An underlying assumption of financial regulation in the US and the UK has been that financial innovation is by definition beneficial, since market discipline will winnow out any value destructive innovations. As a result, the SEC and FSA have historically not considered it their role to judge the value of different financial products, and thus have avoided direct product regulation, certainly in wholesale markets with sophisticated investors.
But the report considers the possibility of the direct regulation of financial products identified as having potentially adverse financial stability effects, using credit default swaps as an example. Regulators should not treat it is as given that direct product regulation is by definition inappropriate, said Mr. Turner, but should be willing to consider over time whether particular markets have characteristics sufficiently harmful, and benefits sufficiently slight, as to justify intervention.
The FSA believes that regulatory reform must address issues relating to the proper governance and conduct of credit rating agencies and the management of conflict of interest. Legislation to achieve this aim is now being formulated by the European Union with regulation likely to enter into force in late summer 2009.
The FSA supports the aims of this legislation. As the draft legislation currently stands, credit rating agencies will be registered and financial regulators such as the FSA will play a supervisory role, coordinated at European level via colleges of supervisors, which will ensure that appropriate structures and procedures are in place to manage conflicts of interest and to reinforce analyst independence. This supervisory oversight should extend to requiring that rating agencies only accept rating assignments where there is a reasonable case based on historical record and adequate transparency for believing that a consistent rating could be produce. It is also important that the European legislation be matched to compatible global standards; and the FSA is working through IOSCO to achieve this goal.
Compensation policies created incentives for some executives and traders to take excessive risks that resulted in large payments in reward for activities which seemed profit making at the time but subsequently proved harmful to the institution, and in some cases to the entire financial system. In future the FSA will therefore include a strong focus on the risk consequences of compensation policies within its overall risk assessment of firms, and will enforce a set of principles which will better align compensation policies with appropriate risk management.

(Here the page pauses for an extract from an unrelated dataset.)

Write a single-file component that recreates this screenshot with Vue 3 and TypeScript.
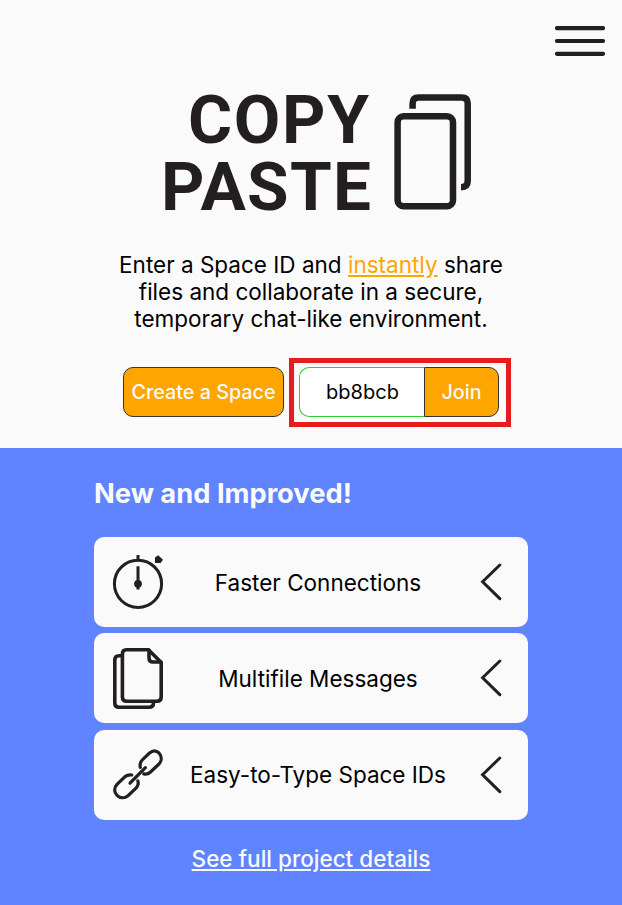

An initial draft of the Code which sets out these principles has already been published. Key principles within the Code include firms ensuring that their compensation policies are consistent with effective risk management and compensation committees reaching independent judgments on the implications of remuneration for risk and risk management. Another principle is that compensation should reflect an individual’s record of compliance with risk management rules, as well as financial measures of performance.
The effectiveness of the Code will depend on gaining widespread international agreement to publish and enforce similar principles in all major financial markets. Acting alone, the FSA cannot influence the policies of foreign firms operating in the London market, nor the practices followed in other financial centers where UK firms operate. Thus, the FSA has engaged with the Financial Stability Forum to forge that international agreement, and the FSF will shortly publish principles closely aligned with the FSA’s approach. Achieving international mechanisms to ensure application of the principles by all major financial authorities will be a crucial subsequent step.